▸ **Problem description**
Work through the data and report how many lines include the string "that", giving the number alone.

## START

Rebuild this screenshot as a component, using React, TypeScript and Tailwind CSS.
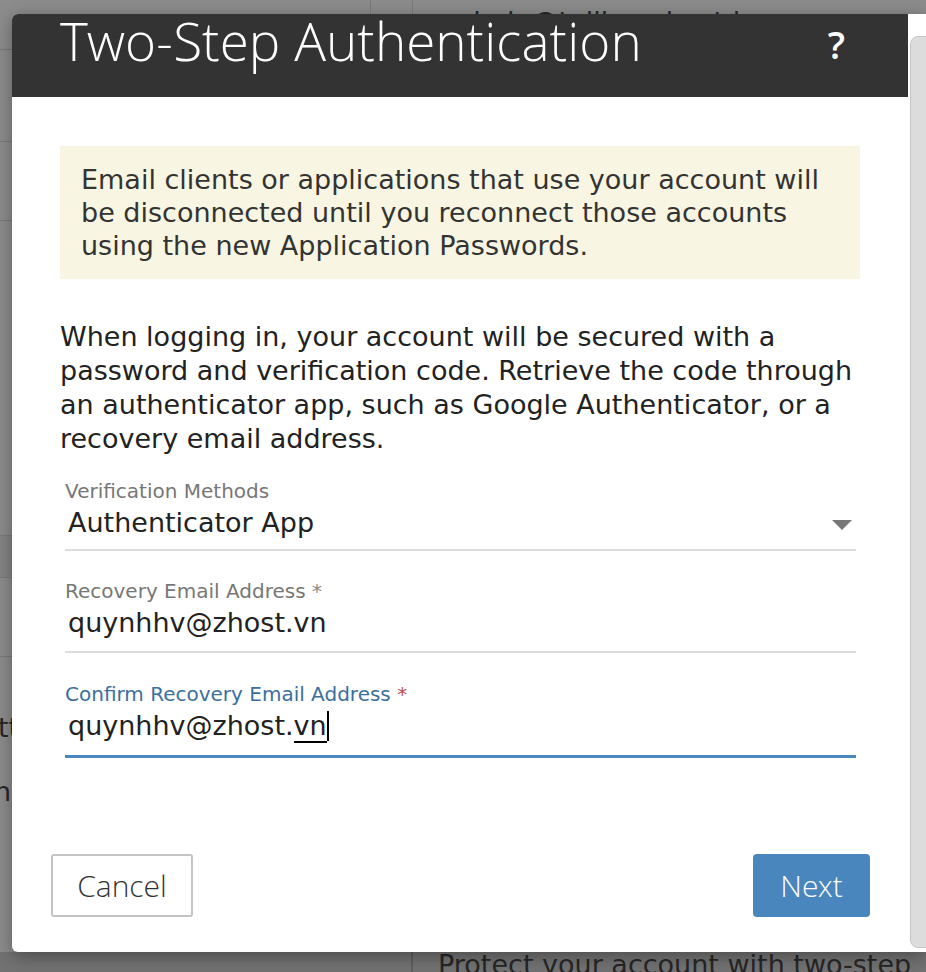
const body = "font-['DejaVu_Sans','Verdana',sans-serif]";
const head = "font-['Open_Sans_Light','Open_Sans',sans-serif] font-light";

function Backdrop() {
  return (
    <div className={`flex h-full flex-col ${body} text-[27px] leading-[34px] text-[#262626]`}>
      <div className="flex h-[50px] shrink-0 border-b border-[#777]">
        <div className="w-[371px] border-r border-[#7a7a7a]" />
        <div className="w-[42px] border-r border-[#7a7a7a]" />
        <div className="mt-[5px] whitespace-nowrap pl-[34px]">admin@tailieu-zhost.io.vn</div>
      </div>
      <div className="h-[92px] shrink-0 border-b border-[#7a7a7a]" />
      <div className="h-[79px] shrink-0 border-b border-[#7a7a7a]" />
      <div className="h-[315px] shrink-0 border-b border-[#7a7a7a]" />
      <div className="h-[42px] shrink-0 border-b border-[#7a7a7a] bg-[#858585]" />
      <div className="h-[79px] shrink-0 border-b border-[#7a7a7a]" />
      <div className="flex-1 pt-[54px]">
        <div className="-ml-[2px]">tt</div>
        <div className="mt-[30px] -ml-[6px]">n</div>
      </div>
      <div className="flex h-[20px] shrink-0 bg-[#727272]">
        <div className="w-[413px] border-r-2 border-[#5e5e5e]" />
        <div className="-mt-[4px] whitespace-nowrap pl-[25px]">Protect your account with two-step</div>
      </div>
    </div>
  );
}

function Field({
  label,
  value,
  star,
  active,
  select,
  className,
}: {
  label: string;
  value: string;
  star?: boolean;
  active?: boolean;
  select?: boolean;
  className: string;
}) {
  return (
    <div className={className}>
      <div className={`text-[20px] leading-[24px] ${active ? "text-[#3b6f9d]" : "text-[#777]"}`}>
        {label}
        {star && <span className={active ? "text-[#c0504d]" : "text-[#888]"}> *</span>}
      </div>
      <div className="mt-[3px] flex h-[34px] items-center justify-between pl-[3px] text-[27px] leading-[34px] text-[#222]">
        {active ? (
          <span className="whitespace-nowrap">
            {value.slice(0, -2)}
            <span className="border-b-2 border-black">{value.slice(-2)}</span>
            <span className="inline-block h-[30px] w-[2px] bg-black align-[-6px]" />
          </span>
        ) : (
          <span className="whitespace-nowrap">{value}</span>
        )}
        {select && (
          <svg width="20" height="10" viewBox="0 0 20 10" className="mr-[4px] mt-[4px]">
            <polygon points="0,0 20,0 10,10" fill="#777" />
          </svg>
        )}
      </div>
    </div>
  );
}

function Modal() {
  return (
    <div className="absolute left-[12px] top-[14px] flex h-[938px] w-[914px] overflow-hidden rounded-l-[6px] bg-white shadow-[0_4px_18px_rgba(0,0,0,0.35)]">
      <div className={`flex w-[896px] flex-col ${body}`}>
        <div className="flex h-[83px] shrink-0 items-start justify-between bg-[#333] pl-[48px] pr-[63px] text-white">
          <h1 className={`${head} whitespace-nowrap pt-[1px] text-[53px] leading-[52px]`}>Two-Step Authentication</h1>
          <span className="pt-[10px] font-['Open_Sans',sans-serif] text-[38px] font-semibold leading-[40px]">?</span>
        </div>

        <div className="px-[48px]">
          <div className="mt-[49px] h-[133px] whitespace-nowrap bg-[#f8f6e2] pl-[21px] pt-[17px] text-[27px] leading-[33px] text-[#333]">
            Email clients or applications that use your account will
            <br />
            be disconnected until you reconnect those accounts
            <br />
            using the new Application Passwords.
          </div>

          <p className="mt-[41px] whitespace-nowrap text-[27px] leading-[34px] text-[#222]">
            When logging in, your account will be secured with a
            <br />
            password and verification code. Retrieve the code through
            <br />
            an authenticator app, such as Google Authenticator, or a
            <br />
            recovery email address.
          </p>

          <div className="pl-[5px] pr-[4px]">
            <Field className="mt-[23px]" label="Verification Methods" value="Authenticator App" select />
            <div className="mt-[9px] h-[2px] bg-[#dddddd]" />
            <Field className="mt-[28px]" label="Recovery Email Address" value="quynhhv@zhost.vn" star />
            <div className="mt-[11px] h-[2px] bg-[#dddddd]" />
            <Field className="mt-[29px]" label="Confirm Recovery Email Address" value="quynhhv@zhost.vn" star active />
            <div className="mt-[12px] h-[3px] bg-[#4a86c0]" />
          </div>
        </div>

        <div className={`mt-[96px] flex justify-between pl-[39px] pr-[38px] ${head}`}>
          <button className="h-[63px] w-[142px] rounded-[3px] border-2 border-[#c4c4c4] bg-white text-[30px] text-[#333]">
            Cancel
          </button>
          <button className="h-[63px] w-[117px] rounded-[4px] bg-[#4a86be] text-[30px] text-white">Next</button>
        </div>
      </div>

      <div className="w-[18px] shrink-0 bg-white pl-[2px] pt-[22px]">
        <div className="h-[912px] w-[24px] rounded-[8px] border border-[#c6c6c6] bg-[#dcdcdc]" />
      </div>
    </div>
  );
}

export default function App() {
  return (
    <div className="relative h-[972px] w-[926px] overflow-hidden bg-[#8c8c8c]">
      <Backdrop />
      <Modal />
    </div>
  );
}
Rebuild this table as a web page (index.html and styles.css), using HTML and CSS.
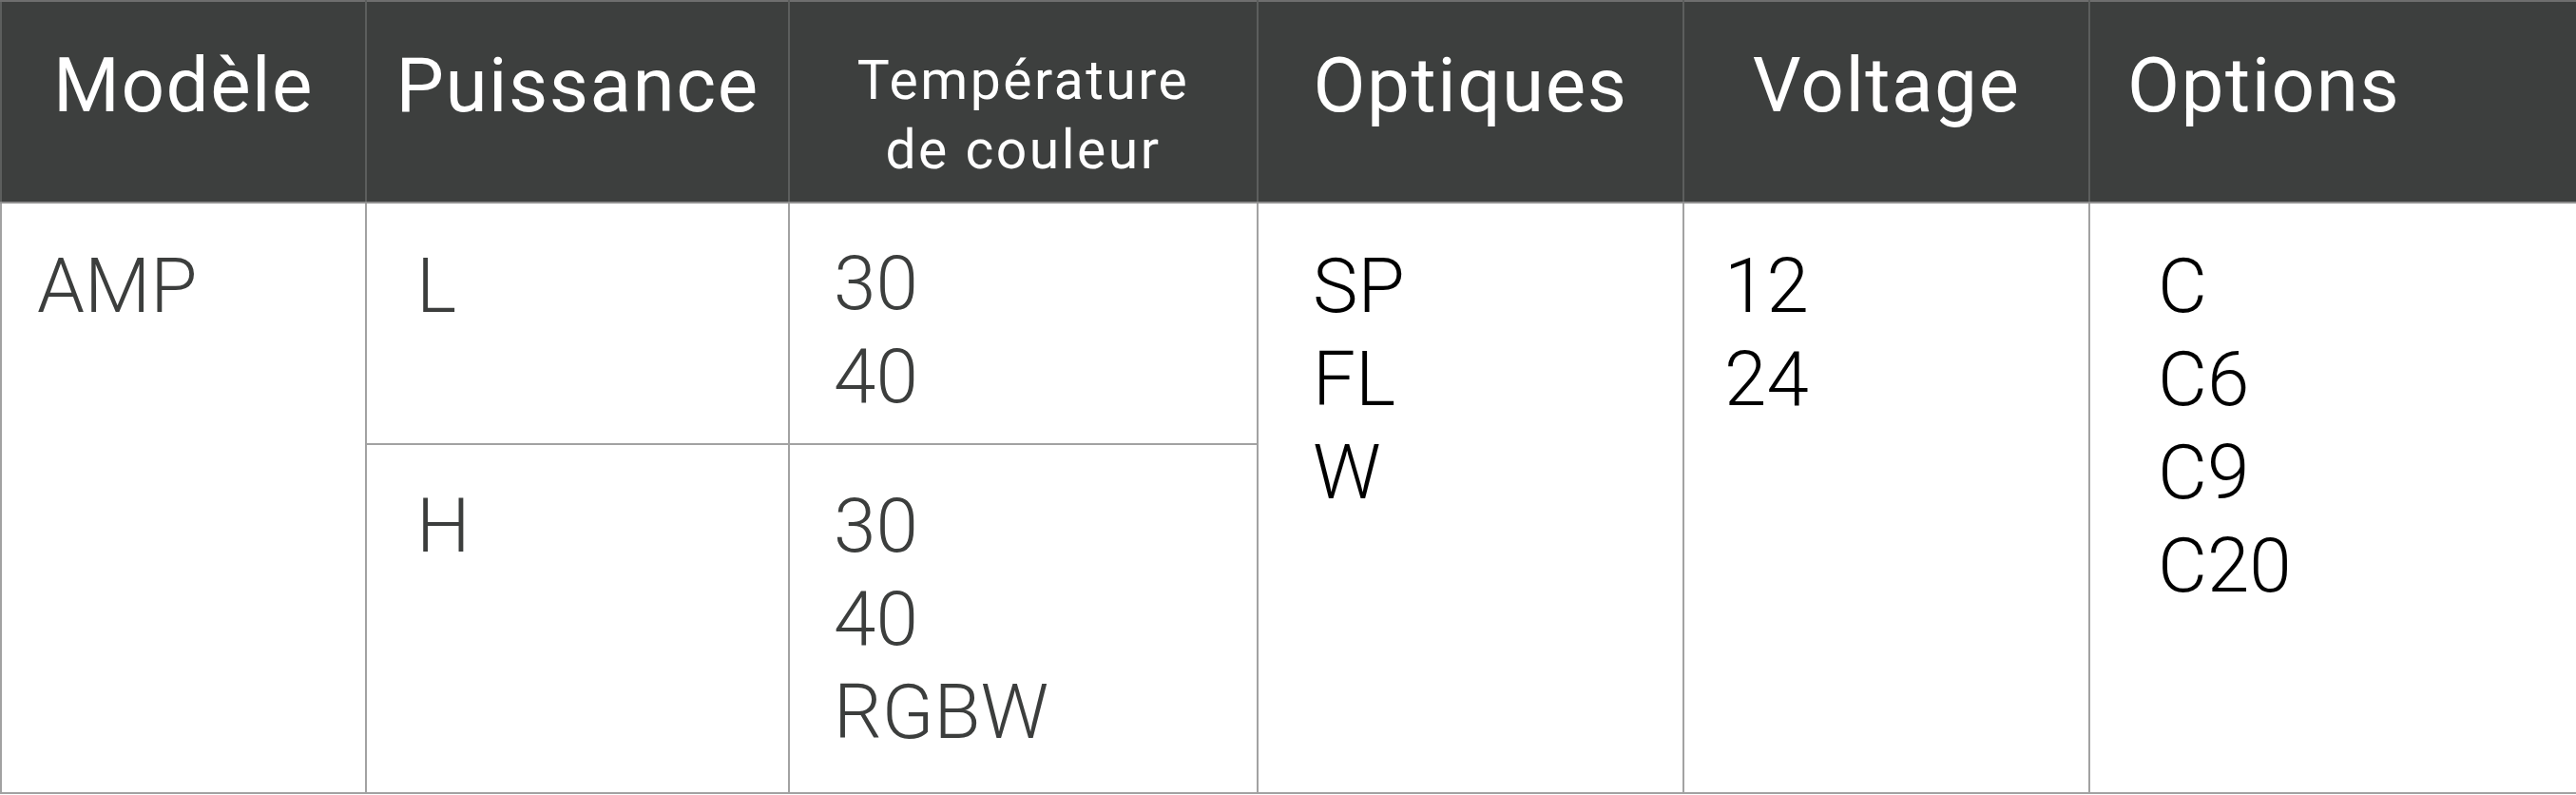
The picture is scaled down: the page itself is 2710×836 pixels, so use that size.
FILE: index.html
```html
<!DOCTYPE html>
<html lang="fr">
<head>
<meta charset="utf-8">
<title>AMP</title>
<link rel="stylesheet" href="styles.css">
</head>
<body>
<table class="spec">
  <colgroup>
    <col class="c-model">
    <col class="c-power">
    <col class="c-temp">
    <col class="c-optic">
    <col class="c-volt">
    <col class="c-opt">
  </colgroup>
  <thead>
    <tr class="head">
      <th>Modèle</th>
      <th>Puissance</th>
      <th class="th-temp">Température<br>de couleur</th>
      <th>Optiques</th>
      <th>Voltage</th>
      <th class="th-opt">Options</th>
    </tr>
  </thead>
  <tbody>
    <tr class="row-l">
      <td rowspan="2" class="model">AMP</td>
      <td class="power">L</td>
      <td class="temp">30<br>40</td>
      <td rowspan="2" class="optic">SP<br>FL<br>W</td>
      <td rowspan="2" class="volt">12<br>24</td>
      <td rowspan="2" class="opt">C<br>C6<br>C9<br>C20</td>
    </tr>
    <tr class="row-h">
      <td class="power sub">H</td>
      <td class="temp sub">30<br>40<br>RGBW</td>
    </tr>
  </tbody>
</table>
</body>
</html>
```

FILE: styles.css
```css
html, body {
  margin: 0;
  padding: 0;
  background: #ffffff;
}

.spec {
  width: 2710px;
  table-layout: fixed;
  border-collapse: collapse;
  font-family: Roboto, "Liberation Sans", sans-serif;
}

.c-model { width: 384px; }
.c-power { width: 445px; }
.c-temp  { width: 493px; }
.c-optic { width: 448px; }
.c-volt  { width: 427px; }
.c-opt   { width: 513px; }

.head {
  height: 212px;
  background: #3d3f3e;
}

.head th {
  color: #ffffff;
  font-weight: 400;
  font-size: 80px;
  line-height: 94px;
  letter-spacing: 1.5px;
  text-align: center;
  vertical-align: top;
  padding: 41px 0 0 0;
  border: 2px solid #5c5e5d;
  border-top: 2px solid #6e6e6e;
  border-bottom: 2px solid #8f8f8f;
  white-space: nowrap;
}

.head th.th-temp {
  font-size: 57px;
  line-height: 73px;
  letter-spacing: 2.5px;
  padding-top: 46px;
}

.head th.th-opt {
  text-align: left;
  padding-left: 39px;
}

.spec td {
  font-size: 80px;
  font-weight: 300;
  line-height: 98px;
  vertical-align: top;
  padding: 38px 0 0 0;
  border: 2px solid #a2a2a2;
  color: #3c3e3d;
  white-space: nowrap;
}

.row-l { height: 254px; }
.row-h { height: 367px; }

.spec td.temp { padding-top: 35px; }
.spec td.sub { padding-top: 36px; }

.spec td.model { padding-left: 37px; }
.spec td.power { padding-left: 52px; }
.spec td.temp  { padding-left: 46px; }
.spec td.optic { padding-left: 57px; color: #000000; }
.spec td.volt  { padding-left: 42px; color: #000000; }
.spec td.opt   { padding-left: 71px; color: #000000; }
```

## END

▸ **Full solution**
2